- #1
Froskoy
- 26
- 0
Homework Statement
A particle of mass [itex]m[/itex] moving at speed [itex]\frac{3}{5}c[/itex] collides with an identical particle at rest, and forms a new particle of mass [itex]M[/itex] which moves off at speed [itex]v[/itex]. Find v.
Homework Equations
E-P invariant: [itex]E_1^2-p_1c^2=E_2^2-p_2^2c^2=\mathrm{const.}[/itex]

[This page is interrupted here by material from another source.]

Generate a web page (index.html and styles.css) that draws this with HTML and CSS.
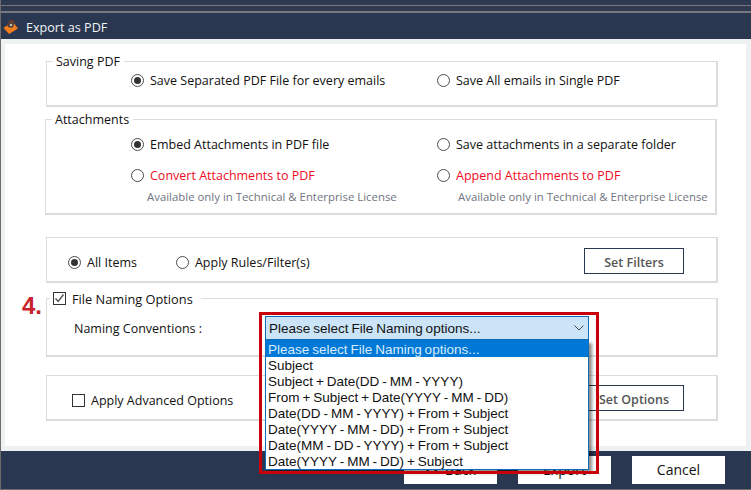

Momentum: [itex]p^2=m^2c^2\left({\gamma_v^2-1}\right)[/itex]
Energy: [itex]E=\sum_i\gamma_im_ic^2[/itex]
The Attempt at a Solution
There is a single particle after the collision, so [itex]E_2^2-p_2^2c^2=M^2c^4[/itex]
where [itex]E_2=\gamma_vMc^2[/itex]
and [itex]p_2^2=M^2c^2\left({\gamma_v^2-1}\right)[/itex]
so
[tex] \gamma_v^2M^2c^4-M^2c^4\left({\gamma_v^2-1}\right)^2=M^2c^4\\<br /> \gamma_v^2-\left({\gamma_v^4-2\gamma_v^2+1}\right)=1\\<br /> \left({\gamma_v^2-1}\right)\left({\gamma_v^2-2}\right)=0[/tex]
Reject the [itex]\gamma_v^2=1[/itex] solution, since this would mean [itex]v=0[/itex].
The [itex]\gamma_v^2=2[/itex] solution gives [itex]v=\frac{\sqrt{2}}{2}c[/itex], which is incorrect - the answer is [itex]v=\frac{1}{3}c[/itex].
I expect there's something fundamentally wrong with my method, but not sure what? Thank you!